A crouched woman with tensed muscles, her body is not idealized, nor sexualized. With her piercing icy blue eyes, Lilith’s accusatory gaze captivates the viewer’s attention. By employing a figure that was labeled as anti-maternal and condemned for her sexuality, Smith’s Lilith became a symbol of defiant women who challenged conventional patriarchal norms.
One of the most important aspects of Kiki Smith’s work lies in her use of figurative art. While contemporary art changed over time and embraced figuration, when Smith began her meticulous exploration of the human form in the 1980s she was one of the pioneers of the field. Through her depictions of anatomical details and bodily processes, Smith challenged social taboos and prejudice surrounding the human body. By addressing sensitive topics such as the AIDS epidemic, Smith questioned social perceptions of the body, identity, and health. For a 1990 untitled lithograph, Smith actually used her own hair, face, and neck in order to generate a wild and dynamic fusion of lines. This print is one of the first ones where she used her own body as a part of the printmaking process.
Her radical artistic approach can also be seen in a work consisting of twelve bottles made out of silvered glass. Each one of them contained bodily fluids such as tears, urine, blood, milk, saliva, vomit, and sperm. Therefore, Smith aimed to explore the human body and its conditions, by using its very own excretions in her artistic production.
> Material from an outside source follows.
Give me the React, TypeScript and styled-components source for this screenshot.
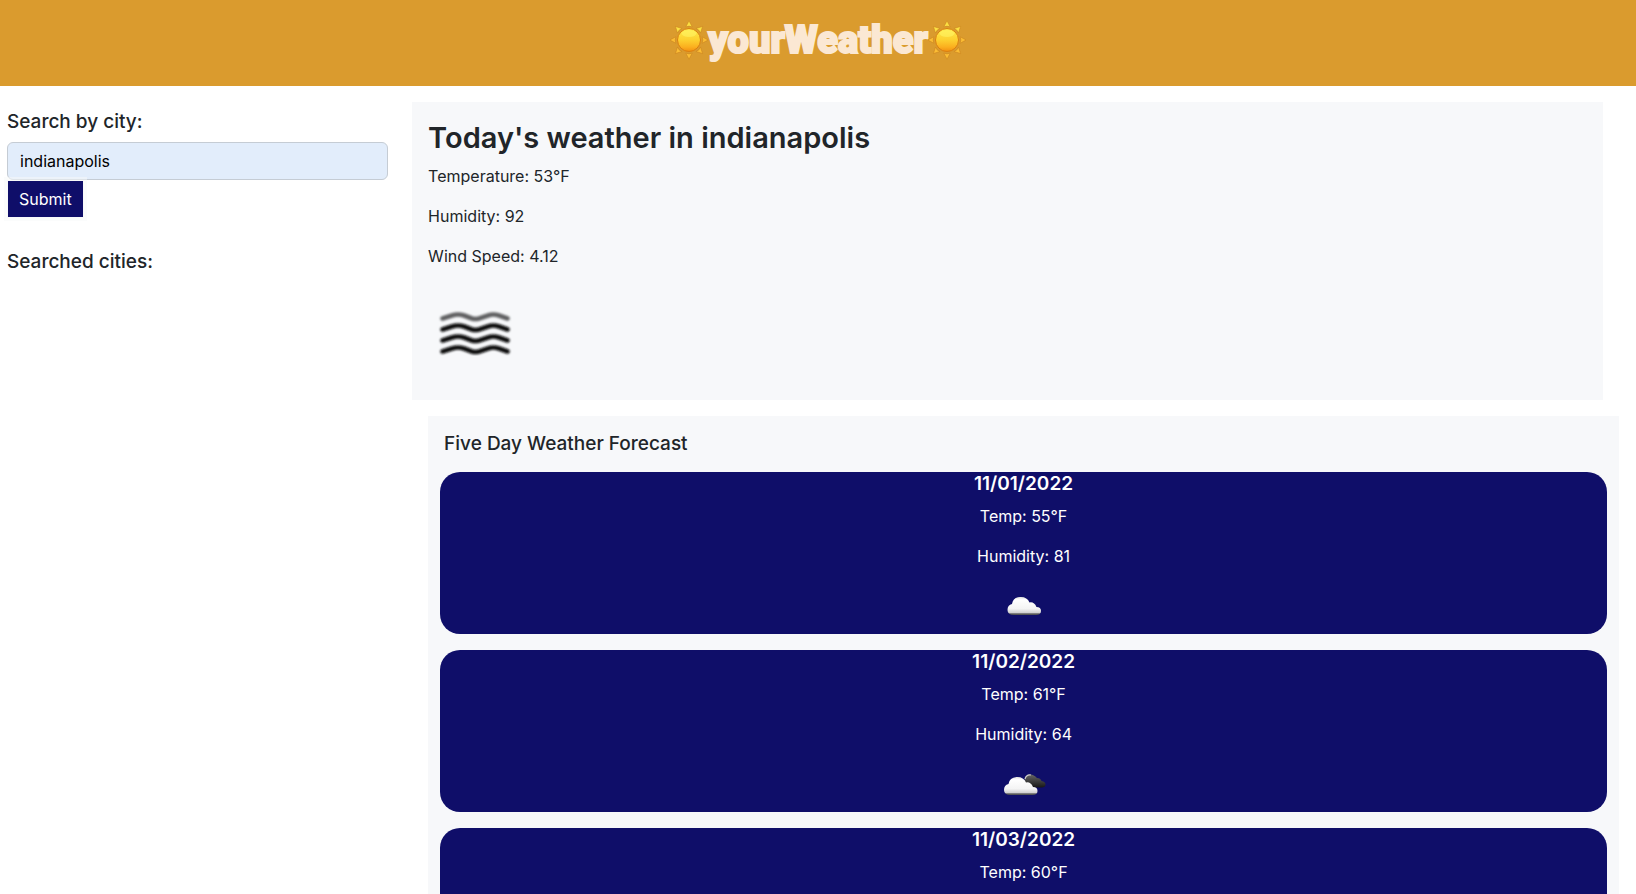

Kiki Smith’s work is important in the realms of feminism as well. She challenged traditional gender stereotypes, by addressing social constructs surrounding femininity. Smith’s work transcends conventional representations of women by portraying them in ways that subvert objectification. Her interest in gender is also evident in Smith’s attempts to reclaim various practices that were negatively labeled as women’s work throughout art history. Her exploration of embroidery and lacework culminated in her large-scale jacquard tapestries made in the 2010s.